Texas Tech University falls under the State of Texas as a state school, and therefore is protected by sovereign immunity. In order to successfully sue the state, you basically have to ask for permission to do so. Seriously. So Mike Leach has to ask the state for permission to sue the state for $2.5 million.

“Texas Tech stands alone as far as just being sleazy as far as not paying their head coach,” Leach said. “And they want to hide behind some nuance in the law — we’re the sovereign. How is your role as a sovereign — how are you operating in your role as a sovereign by not paying a contract that you signed? That you drew up and you signed?”

It’s no secret that there is bad blood between Leach and the school. Leach didn’t play along with the “good ol’ boy” attitude of doing things and butted heads with former administration at Tech. Heck, he actively searched for new jobs and made it clear that he didn’t want to be at Tech. However, that is not an excuse for not paying a man for what he is owed.

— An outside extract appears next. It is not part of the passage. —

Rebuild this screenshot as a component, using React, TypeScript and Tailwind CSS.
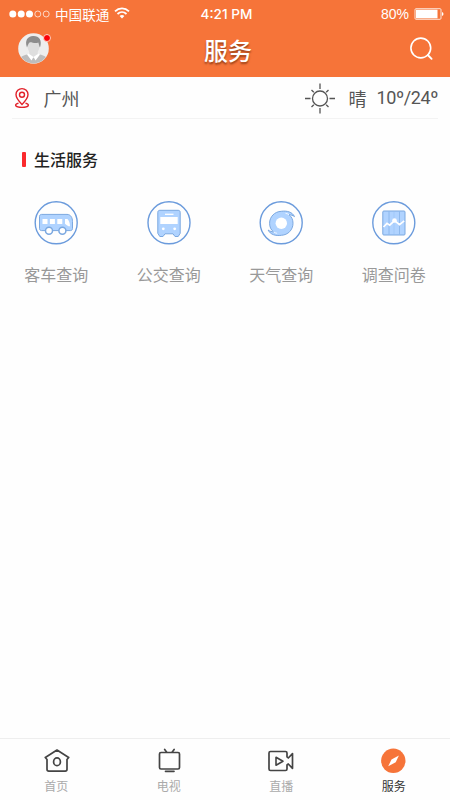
import type { ReactNode } from "react";

type Item = {
  label: string;
  icon: ReactNode;
};

const services: Item[] = [
  { label: "客车查询", icon: <CoachIcon /> },
  { label: "公交查询", icon: <BusIcon /> },
  { label: "天气查询", icon: <TyphoonIcon /> },
  { label: "调查问卷", icon: <SurveyIcon /> }
];

const tabs: Item[] = [
  { label: "首页", icon: <HomeIcon /> },
  { label: "电视", icon: <TvIcon /> },
  { label: "直播", icon: <LiveIcon /> },
  { label: "服务", icon: <CompassIcon /> }
];

function CoachIcon() {
  return (
    <svg viewBox="0 0 44 44" className="size-11" fill="none">
      <circle cx="22.2" cy="21.8" r="21" stroke="#6b9bdc" strokeWidth="1.4" />
      <path d="M7.5 13.4h25.5c3.7 0 5.5 3.2 5.5 7.2v7c0 1.2-.8 2-2 2h-29c-1.2 0-2-.8-2-2V15.4c0-1.2.8-2 2-2z" fill="#b0d3ff" stroke="#7ba8e0" />
      <path d="M8.5 18h5v5h-5zM15.9 18h5v5h-5zM23.3 18h5v5h-5zM31 18h2.4c1.6 1.3 2.6 4 2.6 7.3-2.1 0-3.4-1.2-5-2.6z" fill="#fff" />
      <circle cx="15" cy="29.7" r="3.5" fill="#fff" stroke="#7ba8e0" strokeWidth="1.5" />
      <circle cx="28.4" cy="29.7" r="3.5" fill="#fff" stroke="#7ba8e0" strokeWidth="1.5" />
    </svg>
  );
}

function BusIcon() {
  return (
    <svg viewBox="0 0 44 44" className="size-11" fill="none">
      <circle cx="22" cy="21.8" r="21" stroke="#6b9bdc" strokeWidth="1.4" />
      <path d="M12.8 9.3h18.4c1.2 0 2 .8 2 2v21l-2 3.200h-3.200l-2-2.700h-8l-2 2.700h-3.200l-2-3.200v-21c0-1.200.8-2 2-2z" fill="#b0d3ff" stroke="#7ba8e0" strokeLinejoin="round" />
      <path d="M18 13.3h8.5" stroke="#fff" strokeWidth="1.3" />
      <path d="M13.3 16h17.4v7H13.3z" fill="#fff" />
      <circle cx="16.3" cy="27.8" r="1.4" fill="#fff" />
      <circle cx="27.7" cy="27.8" r="1.4" fill="#fff" />
    </svg>
  );
}

function TyphoonIcon() {
  return (
    <svg viewBox="0 0 44 44" className="size-11" fill="none">
      <circle cx="22.2" cy="21.8" r="21" stroke="#6b9bdc" strokeWidth="1.4" />
      <path
        d="M22.300 10.300C28 9.500 33.300 11 35.500 15.600c-1.700-1.200-3.600-1.800-5.500-1.900 2.700 2 4 5 4 8.600 0 6.600-5 11.700-11.700 12C16.600 35.100 11.300 33.600 9.100 29c1.700 1.200 3.600 1.800 5.500 1.900-2.700-2-4-5-4-8.600 0-6.600 5-11.700 11.700-12z"
        fill="#b0d3ff"
        stroke="#7ba8e0"
        strokeLinejoin="round"
      />
      <path d="M26.500 12.300c1.300.2 2.500.7 3.500 1.400M18.100 32.300c-1.300-.2-2.500-.7-3.500-1.400" stroke="#fff" strokeWidth="0.8" />
      <circle cx="22.300" cy="22.300" r="5.700" fill="#fff" />
    </svg>
  );
}

function SurveyIcon() {
  return (
    <svg viewBox="0 0 44 44" className="size-11" fill="none">
      <circle cx="21.8" cy="21.8" r="21" stroke="#6b9bdc" strokeWidth="1.4" />
      <rect x="10.8" y="10" width="22.2" height="24" rx="1" fill="#b0d3ff" stroke="#7ba8e0" />
      <path d="M17 10.500v23M27.500 10.500v23" stroke="#86b2e9" strokeWidth="0.8" />
      <path d="M22 10.500v23" stroke="#9cc3f5" strokeWidth="0.6" />
      <path d="M11.500 26l3.500-3.700 2.700 1.900 4.800-4.600 5 4 4.700-3.800" stroke="#fff" strokeWidth="1.7" />
      <circle cx="22.500" cy="19.500" r="2.300" fill="#fff" />
    </svg>
  );
}

function HomeIcon() {
  return (
    <svg viewBox="0 0 28 28" className="size-7" fill="none" stroke="#444" strokeWidth="1.7" strokeLinejoin="round" strokeLinecap="round">
      <path d="M5 12.500v9.800c0 1.200.6 1.800 1.800 1.800h16.400c1.200 0 1.800-.6 1.800-1.800v-9.800M3.300 10.500L15 3l11.700 7.500M3.300 10.500L5 12.500M26.700 10.500L25 12.500" />
      <ellipse cx="15" cy="14.800" rx="3.400" ry="3.900" />
    </svg>
  );
}

function TvIcon() {
  return (
    <svg viewBox="0 0 28 28" className="size-7" fill="none" stroke="#444" strokeWidth="1.7" strokeLinecap="round">
      <rect x="4.500" y="5.500" width="20" height="16.500" rx="1.5" />
      <path d="M11.500 5L9.700 2.500M17.300 5l1.800-2.500M10.500 24.300h8.500" />
    </svg>
  );
}

function LiveIcon() {
  return (
    <svg viewBox="0 0 28 28" className="size-7" fill="none" stroke="#444" strokeWidth="1.7" strokeLinejoin="round">
      <path d="M3.500 4.500h15c1 0 1.500.5 1.500 1.500v3.800l1.300 1.200 4.200-4.300v14.600L21.300 17 20 18v4c0 1-.5 1.500-1.500 1.500h-15C2.500 23.500 2 23 2 22V6c0-1 .5-1.500 1.500-1.500z" />
      <path d="M9 10.300v7.900l7-3.900z" strokeWidth="1.6" />
    </svg>
  );
}

function CompassIcon() {
  return (
    <svg viewBox="0 0 28 28" className="size-7">
      <circle cx="13.300" cy="13.800" r="12.200" fill="#f67439" />
      <path d="M18.900 8.500l-3.200 6.800-7.500 4 3.300-6.800z" fill="#fff" />
    </svg>
  );
}

function StatusBar() {
  return (
    <div className="grid h-[27px] grid-cols-[1fr_auto_1fr] items-center pl-[9px] pr-[6px]">
      <div className="flex items-center">
        <svg viewBox="0 0 42 8" className="h-2 w-[42px]" fill="#fff">
          <circle cx="3.800" cy="4" r="3.500" />
          <circle cx="12.200" cy="4" r="3.500" />
          <circle cx="20.500" cy="4" r="3.500" />
          <g fill="none" stroke="#fff" strokeWidth="0.7">
            <circle cx="28.800" cy="4" r="3" />
            <circle cx="37.200" cy="4" r="3" />
          </g>
        </svg>
        <span className="ml-1 text-[13.6px] leading-5">中国联通</span>
        <svg viewBox="0 0 16 12" className="-mt-0.5 ml-[5px] h-3 w-4" fill="none" stroke="#fff" strokeWidth="1.8">
          <path d="M1 4.300c4-3.800 10-3.800 14 0M3.500 7c2.600-2.400 6.400-2.400 9 0" />
          <path d="M5.600 9c1.400-1.200 3.400-1.200 4.800 0L8 11.500z" fill="#fff" stroke="none" />
        </svg>
      </div>
      <span className="font-[Inter,sans-serif] text-[13.6px] font-medium leading-5">4:21 PM</span>
      <div className="flex items-center justify-end">
        <span className="mr-px font-['Liberation_Sans',sans-serif] text-[14px] leading-5">80%</span>
        <svg viewBox="0 0 30 12" className="ml-1 h-3 w-[30px]">
          <rect x="1" y="0.700" width="26" height="10.600" rx="1" fill="none" stroke="#fff" strokeWidth="0.8" />
          <rect x="2" y="1.700" width="21.500" height="8.600" fill="#fff" />
          <path d="M28 4c2 .7 2 3.300 0 4z" fill="#fff" />
        </svg>
      </div>
    </div>
  );
}

function Avatar() {
  return (
    <div className="relative size-[31px]">
      <svg viewBox="0 0 31 31" className="size-[31px]">
        <defs>
          <clipPath id="avatarClip">
            <circle cx="15.500" cy="15.500" r="15" />
          </clipPath>
        </defs>
        <circle cx="15.500" cy="15.500" r="15.300" fill="#eee" />
        <g clipPath="url(#avatarClip)">
          <path d="M2 31v-5c1-3 5-4 8.500-5h10c3.500 1 7.500 2 8.500 5v5z" fill="#bdbdbd" />
          <path d="M11.300 18h8.400v4l-4.200 3-4.200-3z" fill="#dedede" />
          <path d="M10.500 20.500l5 3.500-2 3.500-4.500-6zM20.500 20.500l-5 3.500 2 3.500 4.500-6z" fill="#fff" />
          <ellipse cx="15.500" cy="13.500" rx="6" ry="7.500" fill="#dedede" />
          <path d="M9 14.500C6.500 7.500 9.500 3.500 15 3c6-.3 9.500 4 7 11.500-.8-1-1-3.500-1.700-5-3 1.400-6.800-.5-8.300-.2-1.600.7-2.200 3.400-3 5.200z" fill="#8d8d8d" />
        </g>
      </svg>
      <span className="absolute -right-0.5 top-[1px] size-2 rounded-full border border-[#ffd3c0] bg-[#fb0007]" />
    </div>
  );
}

function Header() {
  return (
    <header className="h-[77px] bg-[#f67439] text-white">
      <StatusBar />
      <div className="grid h-[46px] grid-cols-[1fr_auto_1fr] items-center pl-[18px] pr-4">
        <div className="-mt-1">
          <Avatar />
        </div>
        <h1 className="ml-1 text-[24px] font-medium leading-9 [text-shadow:0_2px_2px_rgba(90,30,0,0.6)]">服务</h1>
        <svg viewBox="0 0 24 24" className="-mt-0.5 size-6 justify-self-end" fill="none" stroke="#fff" strokeWidth="1.6" strokeLinecap="round">
          <circle cx="10.800" cy="11" r="9.900" />
          <path d="M17.800 18l3.800 3.800" strokeWidth="1.9" />
        </svg>
      </div>
    </header>
  );
}

function WeatherRow() {
  return (
    <div className="mx-3 flex h-[42px] items-center border-b border-[#f3f3f3] text-[18px] text-[#555]">
      <svg viewBox="0 0 20 22" className="h-[22px] w-5" fill="none" stroke="#e2222b" strokeWidth="1.4">
        <path d="M10 17.500C6 13.500 4 10.600 4 7.600a6 6 0 0 1 12 0c0 3-2 5.900-6 9.900z" />
        <circle cx="10" cy="7.700" r="2.500" />
        <path d="M6.500 16.300c-4.500.9-4 4.100 3.500 4.100s8-3.200 3.500-4.100" />
      </svg>
      <span className="ml-[11.5px] leading-6">广州</span>
      <svg viewBox="0 0 32 32" className="ml-auto size-8" fill="none" stroke="#555" strokeWidth="1.3">
        <circle cx="16" cy="16.500" r="7.500" />
        <path d="M16 1.500V7M16 26v5.500M1 16.500h5.500M25.500 16.500H31M7.500 8l2.300 2.300M22.200 22.700l2.300 2.300M7.500 25l2.300-2.300M22.200 10.300L24.500 8" />
      </svg>
      <span className="ml-[13px] leading-6">晴</span>
      <span className="ml-[10px] font-[Roboto,sans-serif] text-[18px] leading-6 tracking-[-0.4px]">10º/24º</span>
    </div>
  );
}

export default function App() {
  return (
    <main className="flex h-[800px] w-[450px] flex-col overflow-hidden bg-[#fefefe] font-['Noto_Sans_CJK_SC',sans-serif]">
      <Header />
      <WeatherRow />

      <section className="flex-1">
        <div className="mt-7 flex items-center gap-2 pl-[22px]">
          <span className="h-[15px] w-1 rounded-[1px] bg-[#fa2a2d]" />
          <h2 className="text-[16px] font-medium leading-6 text-[#222]">生活服务</h2>
        </div>
        <div className="mt-[30px] grid grid-cols-4">
          {services.map((s) => (
            <div key={s.label} className="flex flex-col items-center">
              {s.icon}
              <span className="mt-[17px] text-[16px] leading-6 text-[#999]">{s.label}</span>
            </div>
          ))}
        </div>
      </section>

      <nav className="grid h-[62px] grid-cols-4 border-t border-[#eee] pt-2">
        {tabs.map((t) => (
          <div key={t.label} className="flex flex-col items-center">
            {t.icon}
            <span className={`mt-[2px] text-[12px] leading-[18px] ${t.label === "服务" ? "text-[#333]" : "text-[#aaa]"}`}>{t.label}</span>
          </div>
        ))}
      </nav>
    </main>
  );
}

The school claims he was fired for cause after forcing Adam James — son of former and now shamed, ESPN personality Craig James — to sit in a dark room during practice as he suffered from a concussion. Leach was fired by the school the day before he was due a big bonus, but it later came out that James’ claims were largely a which hunt and the school jumped on it as an excuse to get rid of coach Leach.

Leach has more people on his side than you may think too. A great deal of the Red Raider fan base are grateful to Leach for his time in Lubbock, and recognize the job he did for him.

At this point, Texas Tech needs to find a way out of this mess and get a deal done with Leach. It’s embarrassing for the school that this is still ongoing, and frankly, it’s a blight on a school for no apparent reason. Because even the most staunch Red Raider supporter has to see that hiding behind sovereign immunity should be a giant red flag to any potential coach, of any sport, or really any employee of any kind looking to be hired at Texas Tech. If they’ve done it once, they can always do it again.

It’s not like former coach Tommy Tuberville is out there singing Texas Tech’s praises, either. He straight up liked Lubbock to Iraq and Serbia. Coach Leach compared Texas Tech to a bit different country back in June, but I’m not sure it paints any better of a picture.

“Other states don’t do that,” coach Leach said, “because that’s how North Korea does business.”